By virtue of Section 2 (2) Matrimonial Causes Act 1970, a person may institute a matrimonial cause under this Act in the High Court of any state of the Federation for proceeding for a decree[3]

2(2) (b) of nullity of a voidable statutory marriage;

2(2) (c) of nullity of a void statutory marriage;

Where a statutory marriage is invalid it may be void or voidable. A void statutory marriage is the type of statutory marriage that has never been in existence. A voidable statutory marriage on the other hand is the type of statutory marriage that is good while subsisting but may be annulled at the instance of one or both parties due to some existing defect.

In the case of a void statutory marriage, the Court decree is not necessary to bring the statutory marriage to an end because the parties were never husband and wife in the first instance.

Nevertheless, in order to remove any iota of doubt a decree that simply declares the existing act that there has never been a statutory marriage may be obtained in respect of a void statutory marriage.

Distinction between Void and Voidable Statutory marriages was stated by Lord Green In the case of De Reneville V.De Reneville[4] thus:

“A void statutory marriage is one that will be regarded by every court in any case in which the existence of the statutory marriage is in issue as never having taken place and can be so treated by both parties to it without the necessity of any Decree annulling it; A voidable statutory marriage is on e that will be regarded by every court as a valid subsisting statutory marriage until a Decree annulling it has been pronounced by a Court of competent jurisdiction.[5]

Invalidity of a Void statutory marriage may be asserted by any person but where the statutory marriage is voidable only one of the Spouses can do so, because until it is annulled the statutory marriage is valid.

Objective of the study

It is against this backdrop that this paper examines the phenomenon of Nulity of Statutory Marriages in Nigeria with a view to situating its strategic grounds nd conditions for the validity of this marriage type while discussing the features of other traditional marriage types.

Scope of the Study

The enormity of the subject matter has led to the selection of some aspects of Nigerian constitution. In general, reference is made to statutory marriage act in  the 1999 Constitution of the Federal Republic of Nigeria

Research Methodology

This research methodology is normative or doctrinal research (library research). Normative legal research is the legal researches which use the law as foundation of norm. The norm system in question is related to principle, norm, and rule from legislation, verdict, treaties, and doctrine concerned annulment of an arbitration award.[6] First stage of normative research comprises a research with purposes to achieve objective law, by conducting research on legal issues. The second stage of normative legal research is aimed at obtaining subjective law (rights and obligations).[7] It also concerns with critical review of legislation and of decisional processes and their underlying policy

Literature review

Annulment is a court decision that the marriage contained some legal flaw (coercion, fraud, unwillingness to consummate union, non age, bigamy etc). Nimkoff (1947) defines annulment as “a legal action that invalidates the marriage on the ground that it never legally existed and should not have occurred”. When a judge issues an annulment decree his purpose is to return the couple to their previous status, with their pre-existing rights, re-established, as if the marriage had not taken place. Annulment is a judicial declaration that no valid marriage ever existed between the parties in question. In the United States, the most common grounds for annulment are mental incapacity, force, affinity, impotency, conviction of a felony and prior undisclosed marriage.
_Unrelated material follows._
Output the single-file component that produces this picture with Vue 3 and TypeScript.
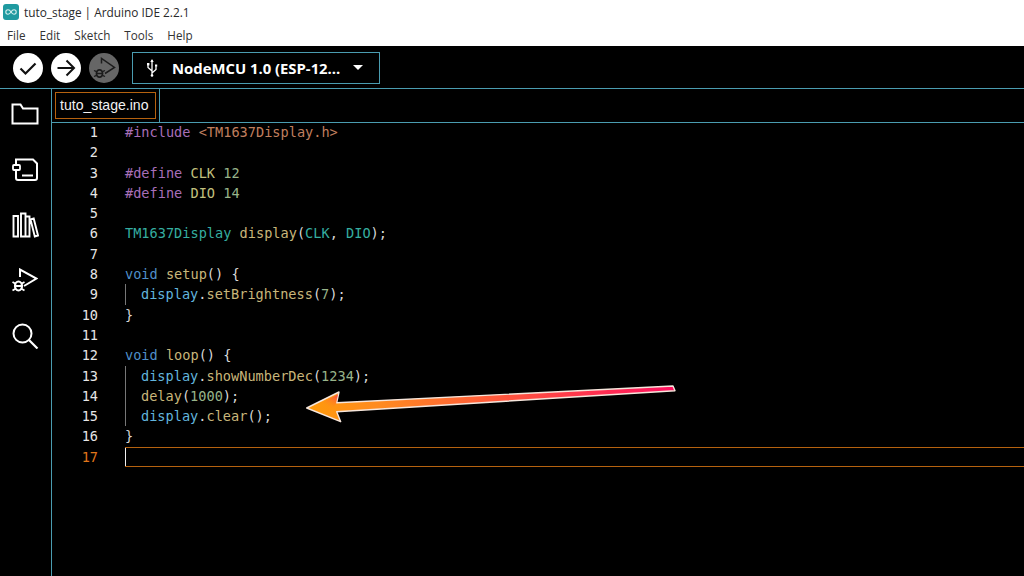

 The grounds of annulment were determined by Church authority and applied in ecclesiastical courts. Annulment was for Canonical causes of impediment existing at the time of the marriage. The Church held that the sacrament of marriage produced one person from two, inseparable from each other. “By marriage the husband and wife are one person in law, that is the very being of legal existence of the woman is suspended during the marriage or at least incorporated and consolidated into that of the husband: under whose wing, protection and cover, she performs everything” (Black stone 1984).